Stevens’ decision to temporarily step down from the bench means a judicial conduct commission hearing scheduled for Tuesday was canceled, Wolnitzek said.

The commission will decide soon when to schedule the final hearing on whether the judge violated codes of conduct for judges, likely within the next three months.

Wilder has said his client is a “passionate man” who believed he was exercising his First Amendment right to free speech by drawing attention to important issues.

“Judge Stevens in no way, shape or form embarked on a quest to be disrespectful of the rules or violate the rules of conduct of a judge,” Wilder said Friday.

If found in violation of those conduct codes, the judge’s possible punishment could range from a reprimand to removal from the bench.

The ordeal began in November 2014 when Stevens dismissed a jury panel because he said it did not represent a true cross-section of the community.
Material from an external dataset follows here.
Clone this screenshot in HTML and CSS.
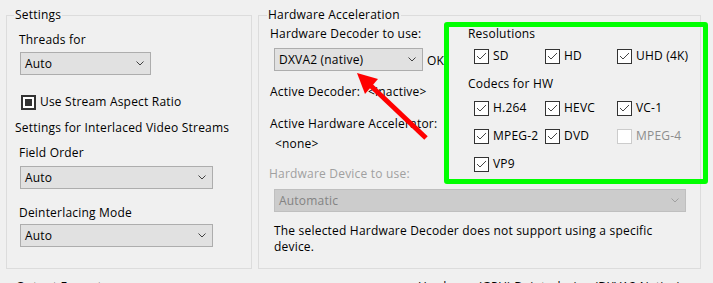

Wine asked the state Supreme Court to review whether Stevens had the legal authority to dismiss the jury. Stevens took to Facebook to question Wine’s motives, according to the conduct commission’s report. He suggested there was “something much more sinister” behind his motivations and said Wine “will live in infamy.”

He repeated his criticism of the elected prosecutor at a presentation at a Louisville Bar Association meeting.

Wine asked the Supreme Court to review Stevens’ comments, alleging that his “extreme distaste” for Wine would make it impossible for him to hear cases fairly and impartially. The Supreme Court has removed Stevens from several criminal trials and directed the case to the conduct commission.

Jeff Cooke, a spokesman for Wine’s office, declined to comment Friday on Stevens’ temporary suspension. The prosecutor has previously said he asked the Supreme Court to review Stevens’ dismissal of the jury to clarify the law so it can be applied consistently in courtrooms across the state.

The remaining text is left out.